Linux-2.6.12-rc2

Initial git repository build. I'm not bothering with the full history,
even though we have it. We can create a separate "historical" git
archive of that later if we want to, and in the meantime it's about
3.2GB when imported into git - space that would just make the early
git days unnecessarily complicated, when we don't have a lot of good
infrastructure for it.

Let it rip!
diff --git a/Documentation/feature-removal-schedule.txt b/Documentation/feature-removal-schedule.txt
new file mode 100644
index 0000000..b6b1f5a
--- /dev/null
+++ b/Documentation/feature-removal-schedule.txt
@@ -0,0 +1,42 @@
+The following is a list of files and features that are going to be
+removed in the kernel source tree.  Every entry should contain what
+exactly is going away, why it is happening, and who is going to be doing
+the work.  When the feature is removed from the kernel, it should also
+be removed from this file.
+
+---------------------------
+
+What:	devfs
+When:	July 2005
+Files:	fs/devfs/*, include/linux/devfs_fs*.h and assorted devfs
+	function calls throughout the kernel tree
+Why:	It has been unmaintained for a number of years, has unfixable
+	races, contains a naming policy within the kernel that is
+	against the LSB, and can be replaced by using udev.

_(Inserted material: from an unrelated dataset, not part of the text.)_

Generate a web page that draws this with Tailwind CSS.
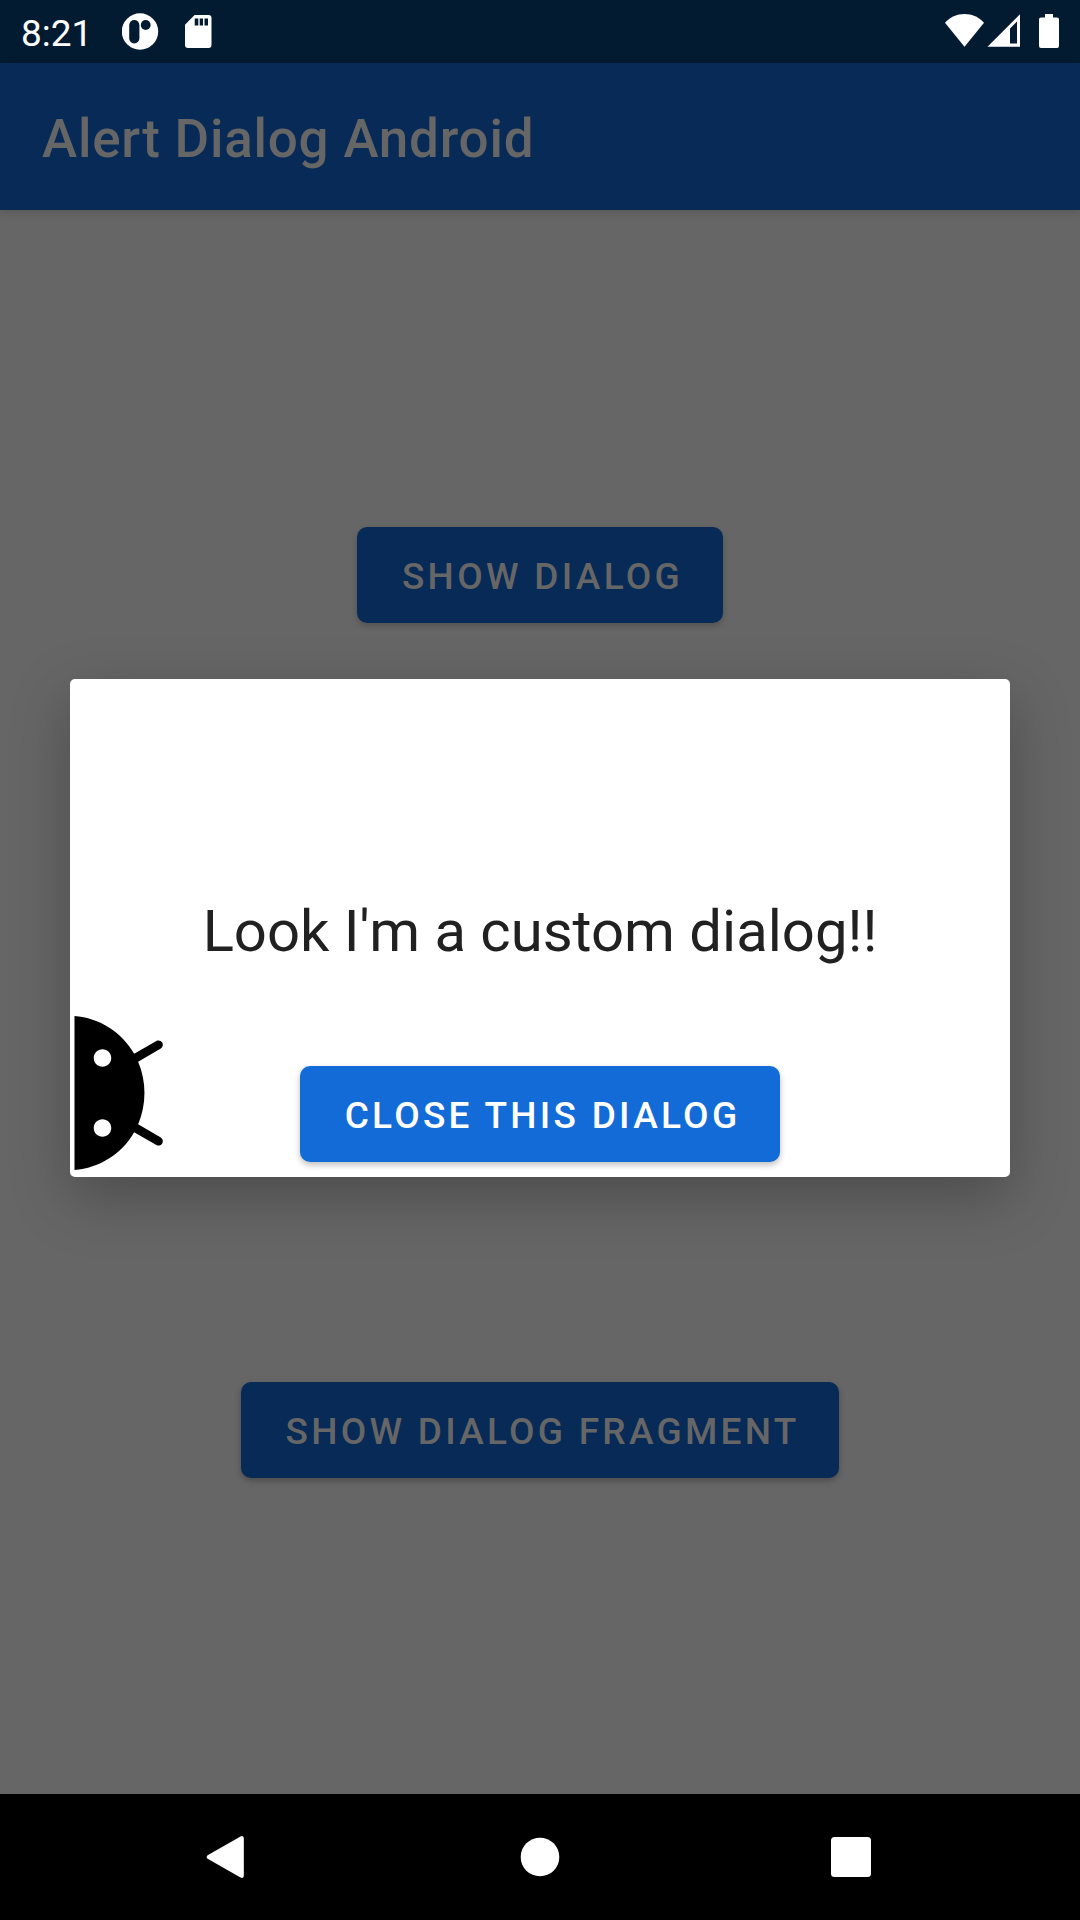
<!DOCTYPE html>
<html lang="en">
<head>
<meta charset="utf-8">
<title>Alert Dialog Android</title>
<script src="https://cdn.jsdelivr.net/npm/@tailwindcss/browser@4"></script>
</head>
<body class="relative flex h-[1920px] w-[1080px] flex-col overflow-hidden bg-[#666666] font-['Roboto',sans-serif]">
  <!-- Status bar -->
  <header class="flex h-[63px] shrink-0 items-center bg-[#031b31] text-white">
    <span class="ml-[21px] w-[101px] pt-[3px] text-[37px] leading-none">8:21</span>
    <svg class="h-[63px] w-[90px]" viewBox="122 0 90 63" fill="#fff">
      <circle cx="140" cy="31.5" r="18.2"/>
      <rect x="129.2" y="20" width="10.2" height="23.4" rx="5.1" fill="#031b31"/>
      <circle cx="145.7" cy="25" r="4.9" fill="#031b31"/>
      <path fill-rule="evenodd" d="M194.6 15H208.500a3 3 0 0 1 3 3V45a3 3 0 0 1-3 3H188a3 3 0 0 1-3-3V24.800zM194.700 18.500v7h3.600v-7zM199.700 18.500v7h3.300v-7zM204.500 18.500v7h3.500v-7z"/>
    </svg>
    <svg class="ml-auto h-[63px] w-[160px]" viewBox="920 0 160 63" fill="#fff">
      <path d="M964.500 46.800 945 22.700C950 17.300 957 14 964.500 14s14.500 3.300 19.500 8.700z"/>
      <path fill-rule="evenodd" d="M1020 14.300V46.800H987.500zM1017 21.500 1010 28.500V43.500H1017z"/>
      <path d="M1045 14h8v3.500h4a2 2 0 0 1 2 2V46a2 2 0 0 1-2 2h-16a2 2 0 0 1-2-2V19.500a2 2 0 0 1 2-2h4z"/>
    </svg>
  </header>
  <!-- App bar -->
  <div class="flex h-[147px] shrink-0 items-center bg-[#082a56] pl-[42px] shadow-[0_2px_8px_rgba(0,0,0,0.15)]">
    <h1 class="pt-[5px] text-[53px] font-medium leading-none tracking-[0.77px] text-[#666666]">Alert Dialog Android</h1>
  </div>
  <main class="flex flex-1 flex-col items-center pt-[317px]">
    <button class="h-[96px] w-[366px] rounded-[10px] bg-[#082a56] pl-[5px] pt-[3px] text-[37px] font-medium tracking-[3.3px] text-[#666666] shadow-[0_3px_6px_rgba(0,0,0,0.2)]">SHOW DIALOG</button>
    <button class="mt-[759px] h-[96px] w-[598px] rounded-[10px] bg-[#082a56] pl-[5px] pt-[3px] text-[37px] font-medium tracking-[3.26px] text-[#666666] shadow-[0_3px_6px_rgba(0,0,0,0.25)]">SHOW DIALOG FRAGMENT</button>
  </main>
  <!-- System navigation -->
  <nav class="flex h-[126px] shrink-0 bg-black">
    <svg class="h-[126px] w-full" viewBox="0 1794 1080 126" fill="#fff">
      <path d="M207.600 1855.200 240.500 1836.400Q243.800 1835 243.800 1838.500V1875.500Q243.800 1879 240.500 1877.600L207.600 1858.800Q205.600 1857 207.600 1855.200z"/>
      <circle cx="540" cy="1857" r="19.300"/>
      <rect x="831" y="1837" width="40" height="40" rx="3.500"/>
    </svg>
  </nav>
  <!-- Modal dialog -->
  <section role="dialog" class="absolute left-[70px] top-[679px] flex h-[498px] w-[940px] flex-col rounded-[5px] bg-white shadow-[0_20px_60px_rgba(0,0,0,0.26)]">
    <p class="mt-[222px] text-center text-[58px] leading-[60px] text-[#212121]">Look I'm a custom dialog!!</p>
    <div class="mt-auto grid h-[168px] grid-cols-[130px_1fr_130px]">
      <svg class="h-[168px] w-[130px]" viewBox="37.500 0 130 168">
        <g transform="translate(168 0) rotate(90) scale(7)">
          <path d="M17.600 9.480l1.840-3.180c.16-.31.04-.69-.26-.85-.29-.15-.65-.06-.83.22l-1.880 3.240c-2.860-1.210-6.080-1.210-8.940 0L5.650 5.670c-.19-.29-.58-.38-.87-.2C4.500 5.650 4.410 6.010 4.560 6.300L6.400 9.480C3.300 11.250 1.280 14.440 1 18h22C22.720 14.440 20.700 11.250 17.600 9.480zM7 15.250c-.69 0-1.250-.56-1.250-1.250S6.310 12.750 7 12.750 8.250 13.310 8.250 14 7.690 15.250 7 15.250zM17 15.250c-.69 0-1.250-.56-1.250-1.250s.56-1.250 1.250-1.250 1.250.56 1.250 1.250S17.690 15.250 17 15.250z"/>
        </g>
      </svg>
      <button class="mt-[57px] h-[96px] w-[480px] justify-self-center rounded-[10px] bg-[#136bd8] pl-[5px] pt-[3px] text-[37px] font-medium tracking-[3.28px] text-white shadow-[0_3px_6px_rgba(0,0,0,0.25)]">CLOSE THIS DIALOG</button>
    </div>
  </section>
</body>
</html>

+Who:	Greg Kroah-Hartman <greg@kroah.com>
+
+---------------------------
+
+What:	ACPI S4bios support
+When:	May 2005
+Why:	Noone uses it, and it probably does not work, anyway. swsusp is
+	faster, more reliable, and people are actually using it.
+Who:	Pavel Machek <pavel@suse.cz>
+
+---------------------------
+
+What:	PCI Name Database (CONFIG_PCI_NAMES)
+When:	July 2005
+Why:	It bloats the kernel unnecessarily, and is handled by userspace better
+	(pciutils supports it.)  Will eliminate the need to try to keep the
+	pci.ids file in sync with the sf.net database all of the time.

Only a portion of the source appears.